PROBLEM => In the material below, list every line carrying the string "this".

>> start SOURCE RECORDS

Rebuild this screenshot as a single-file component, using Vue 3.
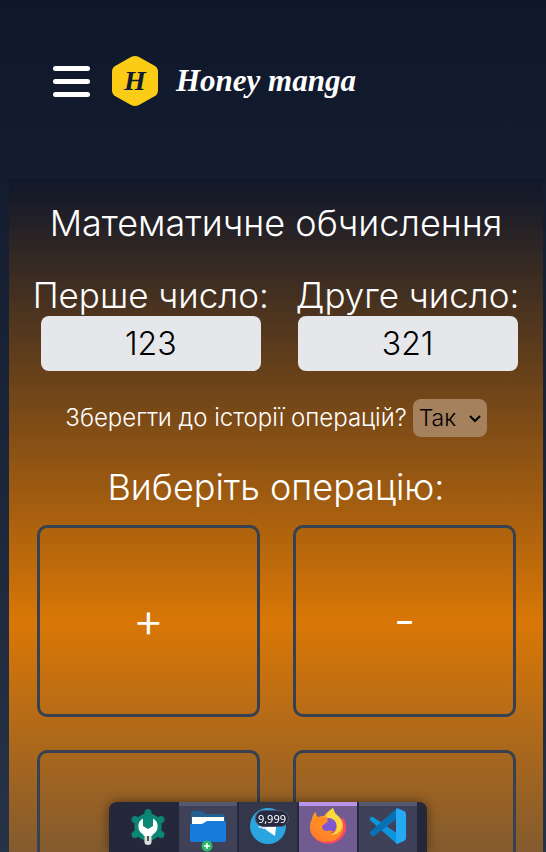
<script setup>
import { ref } from 'vue'

const first = ref('123')
const second = ref('321')
const save = ref('yes')
const operations = [
  { name: 'Додавання', sign: '+' },
  { name: 'Віднімання', sign: '-' },
  { name: 'Множення', sign: '' },
  { name: 'Ділення', sign: '' },
]
</script>

<template>
  <div class="page">
    <div class="scene">
      <header class="header">
        <button class="burger" type="button" aria-label="Меню">
          <span></span><span></span><span></span>
        </button>
        <a class="brand" href="#">
          <span class="badge">
            <svg viewBox="0 0 46 50" aria-hidden="true">
              <path d="M19 1.1Q23 -1.1 27 1.1L42.500 9.700Q46 11.700 46 15.500V34.500Q46 38.300 42.500 40.300L27 48.900Q23 51.100 19 48.900L3.500 40.300Q0 38.300 0 34.500V15.500Q0 11.700 3.500 9.700Z" fill="#facc15" />
            </svg>
            <span class="initial">H</span>
          </span>
          <span class="name">Honey manga</span>
        </a>
      </header>

      <main class="panel">
        <h1 class="title">Математичне обчислення</h1>
        <div class="numbers">
          <div class="field">
            <label for="first">Перше число:</label>
            <input id="first" v-model="first" type="text" inputmode="numeric" />
          </div>
          <div class="field">
            <label for="second">Друге число:</label>
            <input id="second" v-model="second" type="text" inputmode="numeric" />
          </div>
        </div>
        <div class="history">
          <label for="save">Зберегти до історії операцій?</label>
          <span class="choice">
            <select id="save" v-model="save">
              <option value="yes">Так</option>
              <option value="no">Ні</option>
            </select>
            <svg viewBox="0 0 12 8" aria-hidden="true">
              <path d="M1.500 1.500L6 6L10.500 1.500" fill="none" stroke="#000" stroke-width="2" stroke-linecap="round" />
            </svg>
          </span>
        </div>
        <h2 class="title">Виберіть операцію:</h2>
        <div class="operations">
          <button v-for="op in operations" :key="op.name" type="button" :aria-label="op.name">{{ op.sign }}</button>
        </div>
      </main>
    </div>

    <nav class="dock">
      <button class="app" type="button" aria-label="Налаштування">
        <svg viewBox="0 0 36 36">
          <g fill="#0b8574">
            <path d="M18 4L30 11V25L18 32L6 25V11Z" stroke="#0b8574" stroke-width="3" stroke-linejoin="round" />
            <circle cx="18" cy="3.500" r="3.500" /><circle cx="18" cy="31" r="3.500" />
            <circle cx="5" cy="10.500" r="3.500" /><circle cx="31" cy="10.500" r="3.500" />
            <circle cx="5" cy="25.500" r="3.500" /><circle cx="31" cy="25.500" r="3.500" />
          </g>
          <path d="M13 9.500A9 9 0 0 0 13.500 25.500V27H22.500V25.500A9 9 0 0 0 23 9.500V17L18 20L13 17Z" fill="#fff" />
          <path d="M14.500 27H21.500V33Q21.500 36 18 36T14.500 33Z" fill="#dedede" />
          <path d="M18 27V32" stroke="#555" stroke-width="2" />
        </svg>
      </button>
      <button class="app open" type="button" aria-label="Файли">
        <svg viewBox="0 0 36 36">
          <path d="M1 5Q1 3 3 3H12L16 6H33Q35 6 35 8V16H1Z" fill="#24608f" />
          <path d="M2 9H34V20H2Z" fill="#fff" />
          <path d="M0 17Q0 16 2 16H12L17 13H34Q36 13 36 15V32Q36 34 34 34H2Q0 34 0 32Z" fill="#187bdc" />
        </svg>
        <span class="plus"><svg viewBox="0 0 12 12"><circle cx="6" cy="6" r="5.500" fill="#2ab866" /><path d="M6 3V9M3 6H9" stroke="#fff" stroke-width="1.500" /></svg></span>
      </button>
      <button class="app open quiet" type="button" aria-label="Повідомлення">
        <svg viewBox="0 0 36 36">
          <circle cx="18" cy="18" r="18" fill="#2ba5df" />
          <path d="M8 19L27 10L25 28L19 24L15 21Z" fill="#fff" />
          <path d="M8 19L25 12L15 21Z" fill="#d5e9f5" />
        </svg>
        <span class="count">9,999</span>
      </button>
      <button class="app open active" type="button" aria-label="Браузер">
        <svg viewBox="0 0 36 36">
          <defs>
            <linearGradient id="flame" x1="0.800" y1="0" x2="0.300" y2="1">
              <stop offset="0" stop-color="#ffe54a" /><stop offset="0.450" stop-color="#ff9422" /><stop offset="1" stop-color="#ff7a2b" />
            </linearGradient>
          </defs>
          <path d="M31 10L33 12L33 9Q37 16 36 21A18 17 0 0 1 1 24Z" fill="#ff4664" />
          <path d="M2 11Q2 7 6 4Q6 8 8 9Q11 8 14 8Q18 3 23 0Q24 5 28 8Q34 13 33 20A16.500 14 0 0 1 0 20Q0 14 2 11Z" fill="url(#flame)" />
          <path d="M23 0Q16 5 17 10Q26 11 27 18Q27 25 20 27Q29 27 32 20Q33 13 28 8Q24 5 23 0Z" fill="#ffd83d" />
          <circle cx="18.500" cy="18" r="8" fill="#8057cf" />
          <path d="M6 10Q13 8 17 10Q19 13 16 15L12 18Q12 23 17 23Q20 22 23 23Q19 29 12 25Q5 20 6 10Z" fill="#ff8b22" />
        </svg>
      </button>
      <button class="app open" type="button" aria-label="Редактор">
        <svg viewBox="0 0 36 36">
          <path d="M3 9Q1 8 0 10Q-1 12 1 13L27 36L28 26Z" fill="#0b95dc" />
          <path d="M27 0L28 10L4 28Q2 29 1 27L0 26Q-1 24 1 23Z" fill="#0871b5" />
          <path d="M27 0L34 3Q36 4 36 6V30Q36 32 34 33L27 36Q26 36 26 34V2Z" fill="#26a9f5" />
        </svg>
      </button>
    </nav>
  </div>
</template>

<style>
body {
  margin: 0;
  background: #0f172a;
}
</style>

<style scoped>
.page {
  height: 100vh;
  overflow: hidden;
  color: #fff;
  font-family: Inter, "Open Sans", sans-serif;
  font-weight: 300;
}
.scene {
  padding: 0 3px 240px 9px;
  background: linear-gradient(#0f172a, #334155);
}
button, input, select {
  margin: 0;
  padding: 0;
  border: 0;
  background: none;
  color: inherit;
  font: inherit;
}
.header {
  display: flex;
  align-items: center;
  gap: 22px;
  padding: 56px 44px 73px;
}
.burger {
  display: flex;
  flex-direction: column;
  gap: 8px;
  width: 37px;
}
.burger span {
  height: 5px;
  border-radius: 3px;
  background: #fff;
}
.brand {
  display: flex;
  align-items: center;
  gap: 18px;
  color: #fff;
  text-decoration: none;
  font-family: "Liberation Serif", serif;
  font-style: italic;
  font-weight: 700;
}
.badge {
  display: grid;
  place-items: center;
  width: 46px;
}
.badge svg, .initial {
  grid-area: 1 / 1;
}
.badge svg {
  display: block;
  width: 46px;
}
.initial {
  color: #111a2e;
  font-size: 28px;
  line-height: 30px;
}
.name {
  font-size: 31px;
  line-height: 44px;
}
.panel {
  display: flex;
  flex-direction: column;
  align-items: center;
  padding: 23px 0 125px;
  background: linear-gradient(#0f172a, #d97706, #334155);
}
.title {
  margin: 0;
  font-size: 36px;
  font-weight: 300;
  line-height: 42px;
}
.numbers {
  display: flex;
  justify-content: center;
  gap: 27px;
  margin-top: 30px;
}
.field {
  display: flex;
  flex-direction: column;
  align-items: center;
  font-size: 35px;
  line-height: 42px;
  white-space: nowrap;
}
.field input {
  width: 220px;
  height: 55px;
  border-radius: 8px;
  background: #e5e7eb;
  color: #000;
  font-size: 32px;
  text-align: center;
}
.history {
  display: flex;
  align-items: center;
  gap: 6px;
  margin: 28px 0 29px;
  font-size: 24px;
  line-height: 38px;
}
.choice {
  position: relative;
}
.choice select {
  display: block;
  width: 74px;
  height: 38px;
  padding: 0 6px;
  border-radius: 8px;
  background: #a5815d;
  color: #000;
  font-size: 23px;
  appearance: none;
}
.choice svg {
  position: absolute;
  top: 16px;
  right: 6px;
  width: 12px;
  pointer-events: none;
}
.operations {
  display: grid;
  grid-template-columns: 1fr 1fr;
  gap: 33px;
  align-self: stretch;
  margin: 17px 27px 0 28px;
}
.operations button {
  height: 192px;
  padding-bottom: 4px;
  border: 3px solid #374151;
  border-radius: 10px;
  font-size: 48px;
}
.dock {
  position: fixed;
  bottom: 0;
  left: 50%;
  display: flex;
  gap: 2px;
  margin-left: -5px;
  padding: 0 10px;
  border-radius: 8px 8px 0 0;
  background: #25273a;
  box-shadow: 0 0 12px #0007;
  transform: translateX(-50%);
}
.app {
  position: relative;
  display: grid;
  place-items: center;
  width: 58px;
  height: 50px;
}
.app > svg {
  width: 36px;
  height: 36px;
}
.open {
  border-top: 4px solid #555970;
  padding-bottom: 6px;
  background: #3f4158;
}
.quiet {
  border-top-color: #34364c;
  background: #34364c;
}
.active {
  border-top-color: #b793ea;
  background: #705c91;
}
.plus {
  position: absolute;
  bottom: 0;
  left: 22px;
  width: 12px;
  height: 12px;
}
.plus svg {
  display: block;
}
.count {
  position: absolute;
  top: 4px;
  right: 8px;
  padding: 0 2px;
  border: 1px solid #50536a;
  border-radius: 9px;
  background: #272940;
  font: 11px/15px "Noto Sans", sans-serif;
}
</style>
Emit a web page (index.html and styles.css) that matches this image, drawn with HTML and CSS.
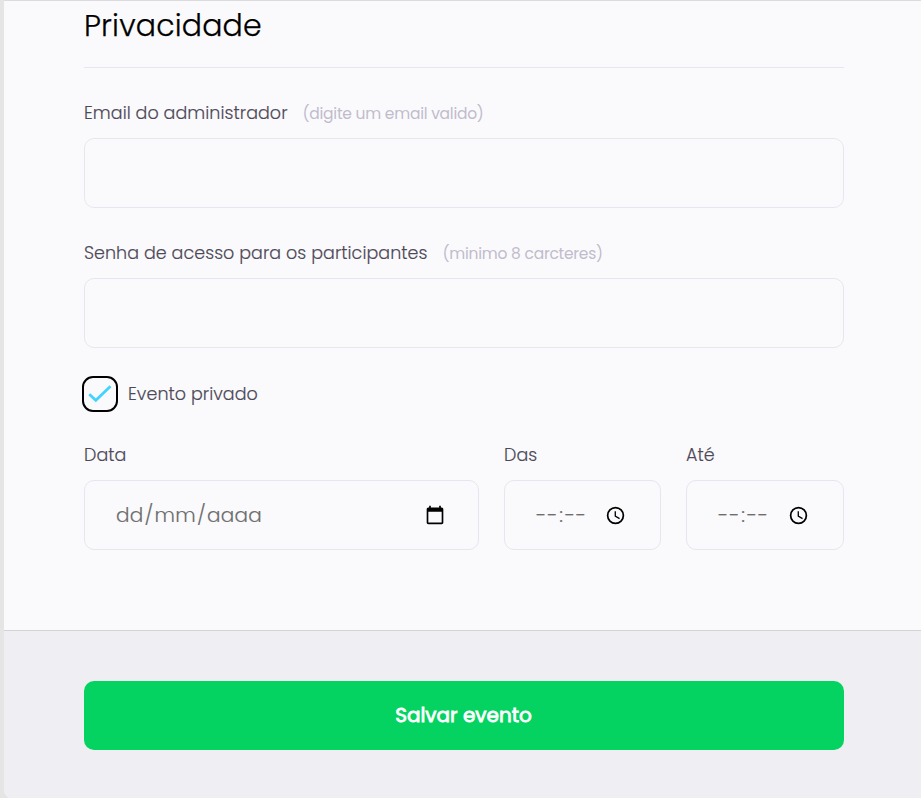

>> end SOURCE RECORDS

ANSWER TO THE PROBLEM =>
Rebuild this screenshot as a single-file component, using Vue 3.
Emit a web page (index.html and styles.css) that matches this image, drawn with HTML and CSS.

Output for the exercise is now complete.